Neste ponto, ainda de acordo com o entendimento externado pela Segunda Turma do Supremo Tribunal Federal, a iniquidade da presunção em matéria fiscal denota a displicência por parte do Fisco de apurar em cada caso concreto a responsabilidade tributária impondo aos sócios a obrigação, indevida, de demonstrar a inadequação da cobrança do crédito tributário que lhe é imputada na Certidão de Dívida Ativa.
A nova acepção dada pelo Supremo sobre o assunto demonstra a limitação das presunções no campo do direito tributário, cuja aplicação demanda a prévia e necessária observância dos princípios do contraditório e da ampla defesa, sendo também necessária, ao menos para responsabilização tributária, a fundamentação e motivação da decisão administrativa.
Dessa maneira, a ausência de instauração pela Fazenda Pública do processo administrativo fiscal visando apurar responsabilidade tributária permite ao sócio pleitear em juízo a declaração de nulidade do título de crédito fazendário dando ensejo à extinção da execução fiscal, com fundamento nos artigos 267, inciso VI e 618, inciso I, ambos do Código de Processo, dada a incerteza da obrigação tributária.
A arguição de nulidade, entendemos, poderá ser deduzida por meio da objeção de pré-executividade instruída com a cópia do processo administrativo fiscal, desde que reste comprovada a inexistência de decisão motivada e fundamentada autorizando a inserção do seu nome na Certidão de Dívida Ativa.
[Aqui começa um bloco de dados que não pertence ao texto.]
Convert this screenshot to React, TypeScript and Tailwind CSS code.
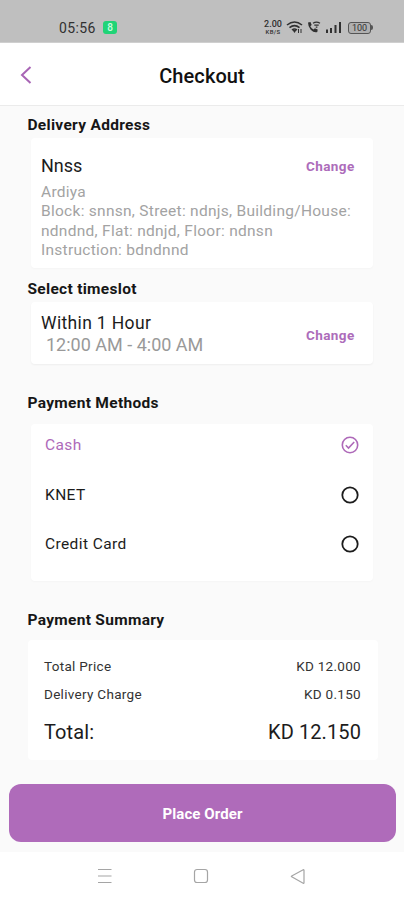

Em arremate, o entendimento adotado pelo Supremo Tribunal Federal no Recurso Extraordinário nº 608.426-PR juntamente com as decisões emanadas pelo Superior Tribunal de Justiça, citadas de forma exemplificativa, nos Recursos Especiais nos 1.345.913-RJ, Primeira Turma, Rel. Ministro Arnaldo Esteves de Lima; 751.858-SC, Primeira Turma, Rel. Teori Albino Zavascki, e Súmula 430, prestam-se, de maneira absoluta, em sede de responsabilidade tributária de terceiros, como meio de reação do sócio contra a ingerência fiscal no seu patrimônio para pagamento dos débitos contraídos pela pessoa ficta executada.
Nota
(01) Sujeição Passiva e Responsabilidade Tributária, p. 180/181, São Paulo, Dialética, 2000.